Second: no, it is not possible to see maximum memory bandwidth on Zen4 from only one CCD, assuming you have sufficiently fast DDR5 that the FCLK cannot be equal to the MCLK. This is an architecture limitation, although rarely hit in practice for most of the target market. A dual-CCD chip has sufficient memory bandwidth to saturate the memory before the Infinity Fabric (but as alluded to in the article, unless tuned incredibly well, you'll likely run into contention issues and either hit a latency or bandwidth wall in real applications). My quad-CCD Threadripper can achieve nearly 300GB/s, due to having 8 (technically 16) DDR5 channels operating at 5800MT/s and FCLK at 2200MHz; I would need an octo-CCD chip to achieve maximum memory bandwidth utilization.
Third: no, claims like "Apple Silicon having 400GB/s) are not meaningless. Those numbers are achieved the exact same way as above, and the same way Nvidia determines their maximum memory bandwidth on their GPUs. Platform differences (especially CPU vs GPU, but even CPU vs CPU since Apple, AMD, and Intel all have very different topologies) make the numbers incomparable to each other directly. As an example, Apple Silicon can probably achieve higher per-core memory bandwidth than Zen4 (or 5), but also shares bandwidth with the GPU; this may not be great for gaming applications, for instance, where memory bandwidth requirements will be high for both the CPU and GPU, but may be fine for ML inference since the CPU sits mostly idle while the GPU does most of the work.

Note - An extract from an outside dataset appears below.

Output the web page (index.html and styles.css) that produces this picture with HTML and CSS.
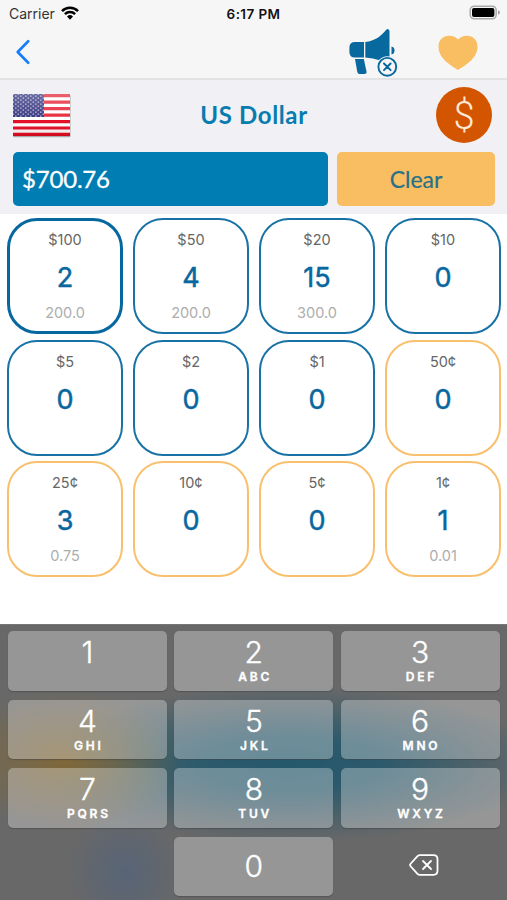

[0] I'm surprised the author didn't mention this. I can only assume they didn't know this, and haven't tested over frequencies or read much on the overclocking forums about Zen4. Which is fair enough, it's a very complicated topic with a lot of hidden nuances.
> Note that 5600MT/s RAM is overclocked; the fastest officially supported Zen4 memory speed is 5200MT/s
This specifically did change in Zen 5, the max supported is now 5600MT/s
Easily, the memory subsystem on AMDs consumer parts is embarrassingly weak (on all desktop and portable consumer devices in general save for Apple ones and select bespoke designs).